What would you like to accomplish in the future?  Just to throw a few things out there – would you like to do a concept album, co-headline with someone you admire?

I feel like every album I’ve made is different and I’m not scared of that.  I love people like Neil Young because they just make records they want to make.  The next record I want to make is different from Wishbone and different than I’ve done before.  A concept album would be a great thing, an amazing thing to do.

I would also love to play guitar for a band and tour and see that side of it.

You would be one of the musicians in the band?

Yeah.  Play guitar, smoke a pack of cigarettes. … Just concentrate on my guitar playing.  I would like to do that.  I would like to produce my own record and produce someone else’s, too.

I recently saw a video featuring you performing with singer/songwriter John Fullbright and it really appeared as if  both of you complement each other on stage. Who would you like to play with?

Jam with, share the stage with?  Steve Winwood is incredible.  I got to jump on stage with his band.  A lot of them are jazz guys and I hung on for dear life.

My girlfriend’s best friend got married and they asked me to sing at the wedding. They asked me to sing Ray LaMontagne’s “You Are The Best Thing,” and I said no, I didn’t want to do it because I was so nervous singing a cover, someone else’s song.

The band was incredible. It was like an eight-piece band with horns.  I ended up jumping on stage and doing a few other songs.  My girlfriend accused me of showing off at the end.
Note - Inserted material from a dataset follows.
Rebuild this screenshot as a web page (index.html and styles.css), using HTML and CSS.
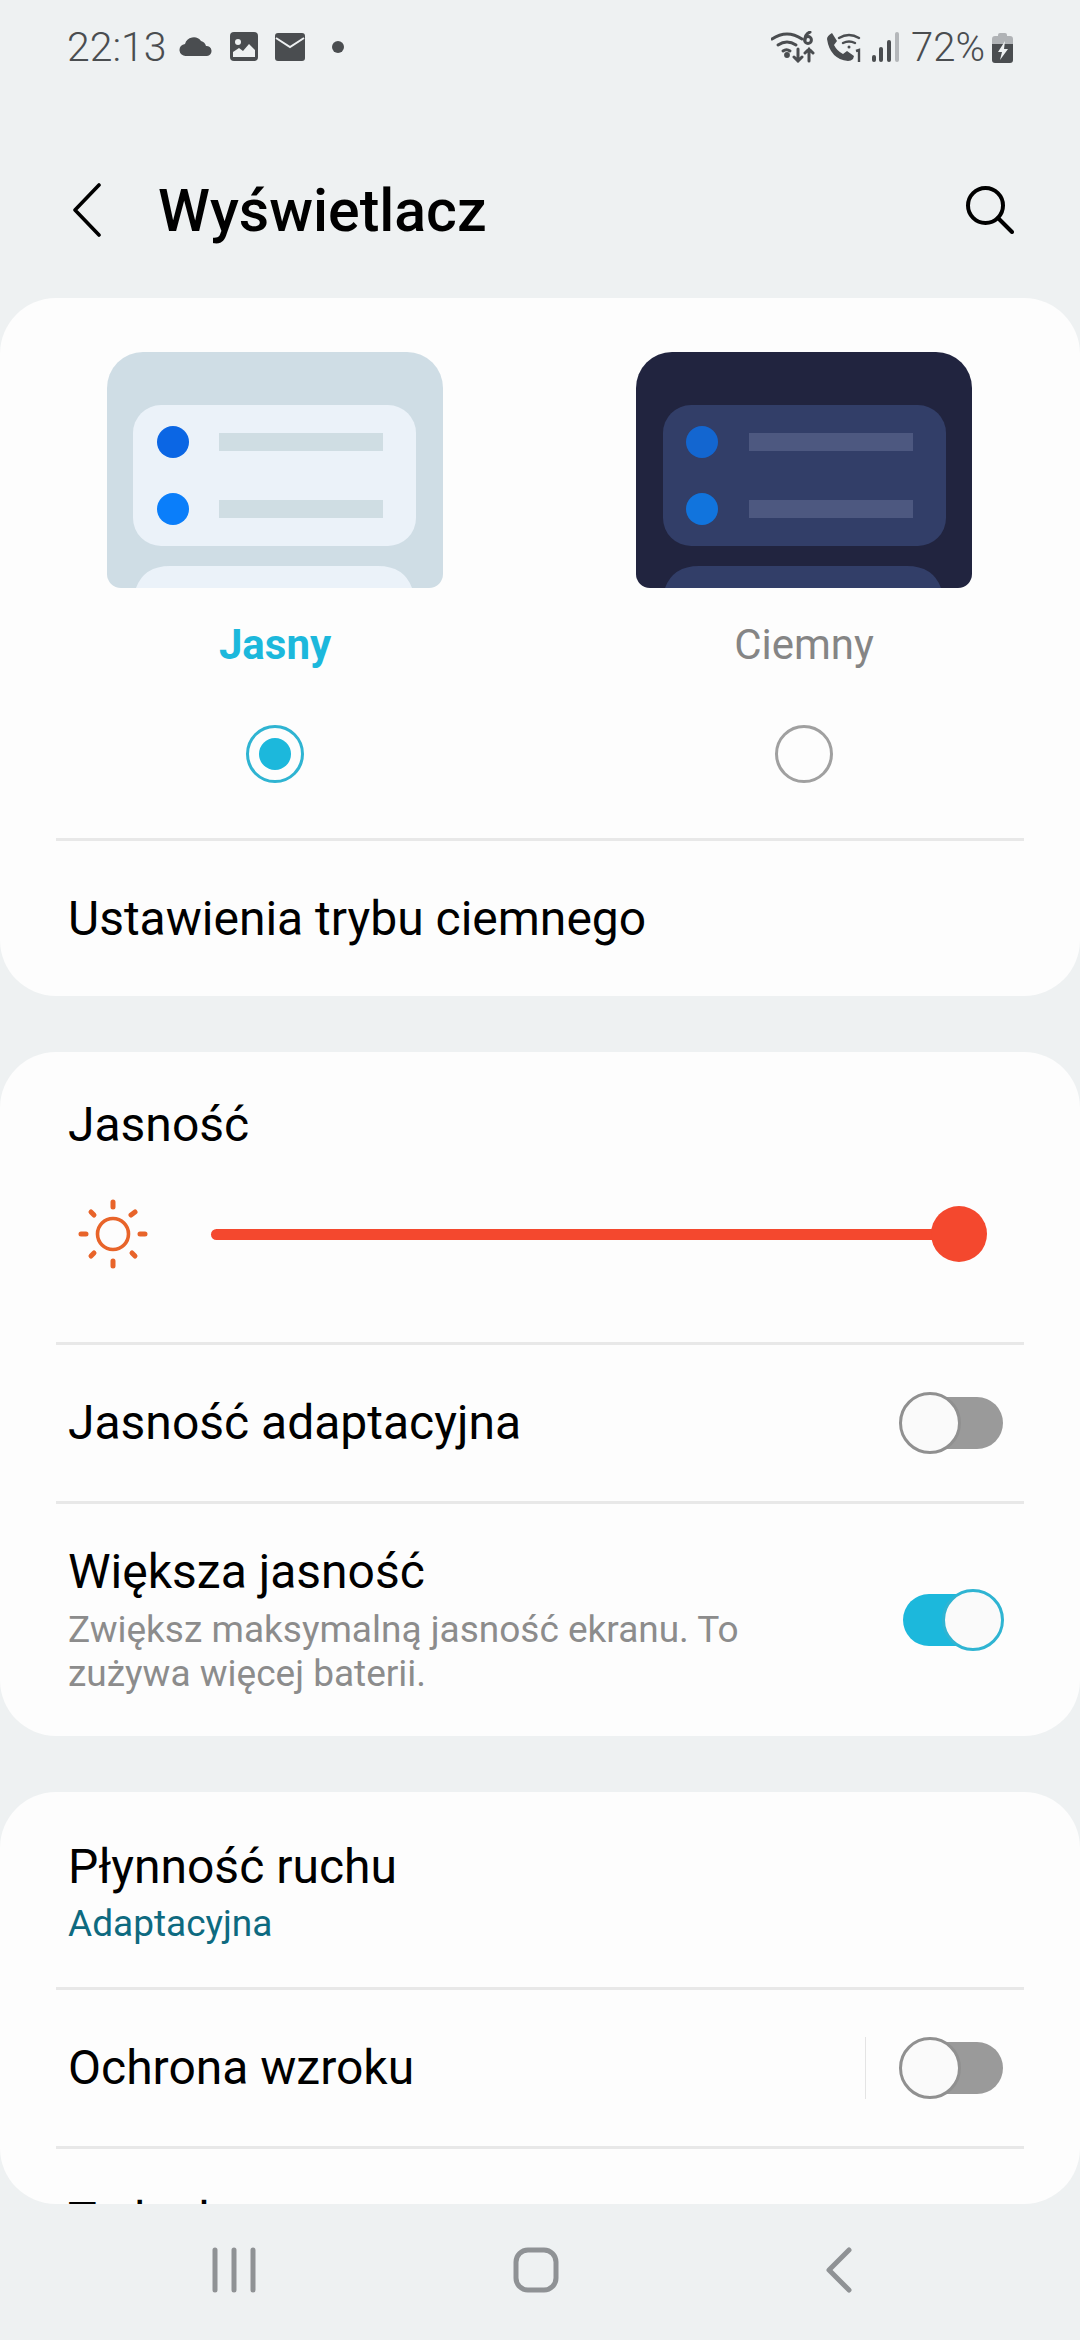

As an artist, are there times when you feel that people who are not performers themselves or involved with show business in any way, might not understand you?

Yeah, but I also feel that goes the other way, too. My friends who work, doing the jobs they do, I have no idea what it feels like.  I definitely don’t feel elevated doing what I do. I don’t really feel that there is only one way [to live your life]. I don’t walk down the street and go, “Nobody knows how emotional I feel today,” or “Nobody knows what it’s like to [perform] on stage and get nothing back.”

The really big … misinterpreted thing about doing music, probably more so than any other [form] of entertainment is that you’re not a millionaire. All musicians are struggling except for that five percent.  I feel like poets are expected to struggle, actors are expected to struggle. Comedians, too. … But musicians, just because you go on tour, have a name, a record deal … they instantly think you’re rolling in it. Which is not the case at all.  Swimming teachers make more than a lot of musicians.

I have a friend who wanted to be an actress all her life.  She was always talking about it.  A really blind focus – which is what you need to do anything.  She just recently packed it in, said, “I’m done with it.”

She says, “How are you doing?” And I [answer], “I’m doing good. I love what I’m doing. Some ups and downs like any other job.”

And she’s like, “Yeah, right. It must be hard to be a millionaire.”  And I’m like, “What?”

My girlfriend’s mom, we were talking about buying houses and how it’s different from her generation to my generation.  The way finances are now, it’s hard to buy a house.  And she says, “Well, can’t you call up People magazine and be on the front cover?”

What’s the best bit of advice anyone has given you during the past few years?

To just write.  I supported Sam Beam of Iron & Wine for a few shows, which was great.  In Chattanooga he came into my dressing room and asked me what I was doing after the tour and I said, “My album has just been pushed back two months because of scheduling.” I was fine with it but I was a bit frustrated.  I was looking forward to hitting the road.

And he was like, “Good. You can write.” That’s the most important thing.

As a songwriter, you have to write. You have to learn your craft, look forward to it and play around with it.